** start of INFORMATION PROVIDED **

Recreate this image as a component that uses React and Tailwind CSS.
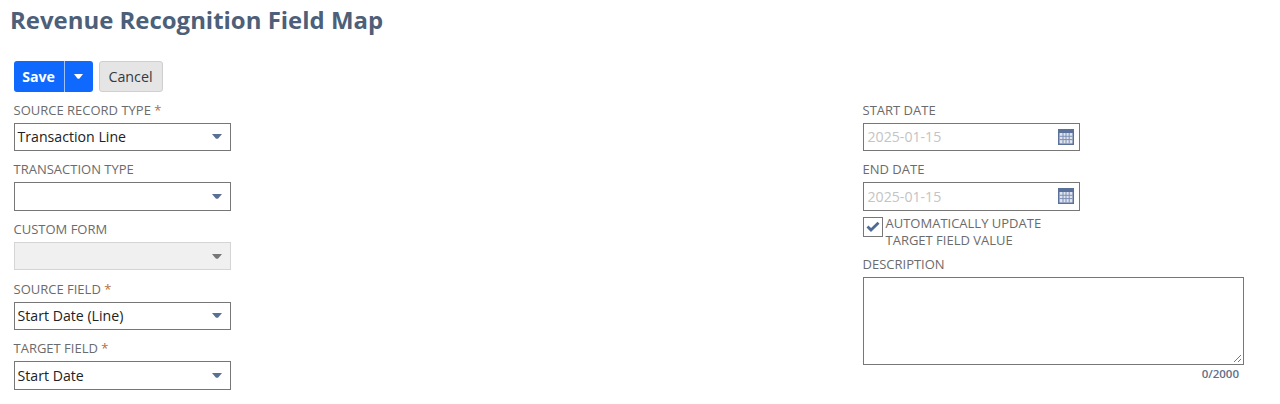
const Arrow = ({ disabled }) => (
  <svg width="10" height="5" viewBox="0 0 10 5" className="shrink-0">
    <path d="M0 0H10L6.2 4.4Q5 5 3.8 4.4Z" fill={disabled ? "#77777a" : "#5a6f94"} />
  </svg>
);

const Calendar = () => (
  <svg width="16" height="16" viewBox="0 0 16 16" className="shrink-0">
    <rect x="0" y="0" width="16" height="16" fill="#5a719c" />
    <rect x="1.5" y="4" width="13" height="10.5" fill="#dfe4ee" />
    <path d="M5 4V14.5M8 4V14.5M11.2 4V14.5M1.5 7.3H14.5M1.5 10.6H14.5" stroke="#7d90b4" strokeWidth="1" fill="none" />
  </svg>
);

const Label = ({ children, required }) => (
  <div className="h-[17px] text-[13px] leading-[17px] text-[#6b6b6b] uppercase">
    {children}
    {required && <span className="text-[#b4703a]"> *</span>}
  </div>
);

const Select = ({ value, disabled }) => (
  <div
    className={
      disabled
        ? "mt-1 flex h-[28.5px] w-[217.5px] items-center justify-between border border-[#d5d5d5] bg-[#f0f0f0] pr-[8.5px] pl-[3px] text-[14.15px] text-[#222]"
        : "mt-1 flex h-[28.5px] w-[217.5px] items-center justify-between border border-[#777] bg-white pr-[8.5px] pl-[3px] text-[14.15px] text-[#222]"
    }
  >
    <span>{value}</span>
    <Arrow disabled={disabled} />
  </div>
);

const DateField = ({ value }) => (
  <div className="mt-1 flex h-[28.5px] w-[217.5px] items-center justify-between border border-[#777] bg-white pr-[5px] pl-1 text-[14.15px] text-[#c4c4c4]">
    <span>{value}</span>
    <Calendar />
  </div>
);

const fields = [
  { label: "Source Record Type", required: true, value: "Transaction Line" },
  { label: "Transaction Type" },
  { label: "Custom Form", disabled: true },
  { label: "Source Field", required: true, value: "Start Date (Line)" },
  { label: "Target Field", required: true, value: "Start Date" },
];

export default function App() {
  return (
    <div className="h-[404px] w-[1280px] overflow-hidden bg-white font-['Open_Sans',sans-serif]">
      <h1 className="pt-[3px] pl-[10px] text-[23.95px] leading-[33px] font-bold text-[#4d5f79]">
        Revenue Recognition Field Map
      </h1>
      <div className="mt-[25px] ml-[13.5px] flex gap-[6px]">
        <div className="flex h-[31px] overflow-hidden rounded-[3px] bg-[#0f69ff] text-white">
          <div className="flex w-[50px] items-center justify-center text-[14.15px] font-bold">Save</div>
          <div className="flex w-[29px] items-center justify-center border-l border-[#9cc2ff]">
            <svg width="9" height="5" viewBox="0 0 9 5">
              <path d="M0 0H9L5.5 4.4Q4.5 5 3.5 4.4Z" fill="#fff" />
            </svg>
          </div>
        </div>
        <div className="flex h-[31px] w-[64px] items-center justify-center rounded-[3px] border border-[#cfcfcf] bg-[#e5e5e5] text-[14.3px] font-medium text-[#333a45]">
          Cancel
        </div>
      </div>
      <div className="mt-[9.5px] flex">
        <div className="ml-[13.5px] flex w-[849px] flex-col gap-[10.2px]">
          {fields.map((f) => (
            <div key={f.label}>
              <Label required={f.required}>{f.label}</Label>
              <Select value={f.value} disabled={f.disabled} />
            </div>
          ))}
        </div>
        <div className="flex w-[381px] flex-col">
          <Label>Start Date</Label>
          <DateField value="2025-01-15" />
          <div className="mt-[10.2px]">
            <Label>End Date</Label>
          </div>
          <DateField value="2025-01-15" />
          <div className="mt-[6px] flex items-start gap-[3px]">
            <div className="flex size-5 items-center justify-center border border-[#777] bg-white">
              <svg width="14" height="11" viewBox="0 0 14 11">
                <path d="M1.5 5.5L5 9L12.5 1.8" stroke="#4f6a97" strokeWidth="2.8" fill="none" />
              </svg>
            </div>
            <div className="-mt-[2px] text-[13px] leading-[17px] text-[#6b6b6b] uppercase">
              Automatically update
              <br />
              target field value
            </div>
          </div>
          <div className="mt-[7.8px]">
            <Label>Description</Label>
          </div>
          <div className="relative mt-1 h-[88px] w-[381px] border border-[#777] bg-white">
            <svg width="9" height="9" viewBox="0 0 9 9" className="absolute right-px bottom-px">
              <path d="M1 8L8 1M5 8L8 5" stroke="#777" strokeWidth="1" fill="none" />
            </svg>
          </div>
          <div className="mt-[0.5px] w-[376.5px] text-right text-[11.5px] leading-[15px] font-semibold text-[#5f6f88]">0/2000</div>
        </div>
      </div>
    </div>
  );
}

** end of INFORMATION PROVIDED **

== PROBLEM STATEMENT ==
Transcribe the listing above verbatim. Omit the pictures.

== REPLY TO THE EXERCISE ==
Recreate this image as a component that uses React and Tailwind CSS.
const Arrow = ({ disabled }) => (
  <svg width="10" height="5" viewBox="0 0 10 5" className="shrink-0">
    <path d="M0 0H10L6.2 4.4Q5 5 3.8 4.4Z" fill={disabled ? "#77777a" : "#5a6f94"} />
  </svg>
);

const Calendar = () => (
  <svg width="16" height="16" viewBox="0 0 16 16" className="shrink-0">
    <rect x="0" y="0" width="16" height="16" fill="#5a719c" />
    <rect x="1.5" y="4" width="13" height="10.5" fill="#dfe4ee" />
    <path d="M5 4V14.5M8 4V14.5M11.2 4V14.5M1.5 7.3H14.5M1.5 10.6H14.5" stroke="#7d90b4" strokeWidth="1" fill="none" />
  </svg>
);

const Label = ({ children, required }) => (
  <div className="h-[17px] text-[13px] leading-[17px] text-[#6b6b6b] uppercase">
    {children}
    {required && <span className="text-[#b4703a]"> *</span>}
  </div>
);

const Select = ({ value, disabled }) => (
  <div
    className={
      disabled
        ? "mt-1 flex h-[28.5px] w-[217.5px] items-center justify-between border border-[#d5d5d5] bg-[#f0f0f0] pr-[8.5px] pl-[3px] text-[14.15px] text-[#222]"
        : "mt-1 flex h-[28.5px] w-[217.5px] items-center justify-between border border-[#777] bg-white pr-[8.5px] pl-[3px] text-[14.15px] text-[#222]"
    }
  >
    <span>{value}</span>
    <Arrow disabled={disabled} />
  </div>
);

const DateField = ({ value }) => (
  <div className="mt-1 flex h-[28.5px] w-[217.5px] items-center justify-between border border-[#777] bg-white pr-[5px] pl-1 text-[14.15px] text-[#c4c4c4]">
    <span>{value}</span>
    <Calendar />
  </div>
);

const fields = [
  { label: "Source Record Type", required: true, value: "Transaction Line" },
  { label: "Transaction Type" },
  { label: "Custom Form", disabled: true },
  { label: "Source Field", required: true, value: "Start Date (Line)" },
  { label: "Target Field", required: true, value: "Start Date" },
];

export default function App() {
  return (
    <div className="h-[404px] w-[1280px] overflow-hidden bg-white font-['Open_Sans',sans-serif]">
      <h1 className="pt-[3px] pl-[10px] text-[23.95px] leading-[33px] font-bold text-[#4d5f79]">
        Revenue Recognition Field Map
      </h1>
      <div className="mt-[25px] ml-[13.5px] flex gap-[6px]">
        <div className="flex h-[31px] overflow-hidden rounded-[3px] bg-[#0f69ff] text-white">
          <div className="flex w-[50px] items-center justify-center text-[14.15px] font-bold">Save</div>
          <div className="flex w-[29px] items-center justify-center border-l border-[#9cc2ff]">
            <svg width="9" height="5" viewBox="0 0 9 5">
              <path d="M0 0H9L5.5 4.4Q4.5 5 3.5 4.4Z" fill="#fff" />
            </svg>
          </div>
        </div>
        <div className="flex h-[31px] w-[64px] items-center justify-center rounded-[3px] border border-[#cfcfcf] bg-[#e5e5e5] text-[14.3px] font-medium text-[#333a45]">
          Cancel
        </div>
      </div>
      <div className="mt-[9.5px] flex">
        <div className="ml-[13.5px] flex w-[849px] flex-col gap-[10.2px]">
          {fields.map((f) => (
            <div key={f.label}>
              <Label required={f.required}>{f.label}</Label>
              <Select value={f.value} disabled={f.disabled} />
            </div>
          ))}
        </div>
        <div className="flex w-[381px] flex-col">
          <Label>Start Date</Label>
          <DateField value="2025-01-15" />
          <div className="mt-[10.2px]">
            <Label>End Date</Label>
          </div>
          <DateField value="2025-01-15" />
          <div className="mt-[6px] flex items-start gap-[3px]">
            <div className="flex size-5 items-center justify-center border border-[#777] bg-white">
              <svg width="14" height="11" viewBox="0 0 14 11">
                <path d="M1.5 5.5L5 9L12.5 1.8" stroke="#4f6a97" strokeWidth="2.8" fill="none" />
              </svg>
            </div>
            <div className="-mt-[2px] text-[13px] leading-[17px] text-[#6b6b6b] uppercase">
              Automatically update
              <br />
              target field value
            </div>
          </div>
          <div className="mt-[7.8px]">
            <Label>Description</Label>
          </div>
          <div className="relative mt-1 h-[88px] w-[381px] border border-[#777] bg-white">
            <svg width="9" height="9" viewBox="0 0 9 9" className="absolute right-px bottom-px">
              <path d="M1 8L8 1M5 8L8 5" stroke="#777" strokeWidth="1" fill="none" />
            </svg>
          </div>
          <div className="mt-[0.5px] w-[376.5px] text-right text-[11.5px] leading-[15px] font-semibold text-[#5f6f88]">0/2000</div>
        </div>
      </div>
    </div>
  );
}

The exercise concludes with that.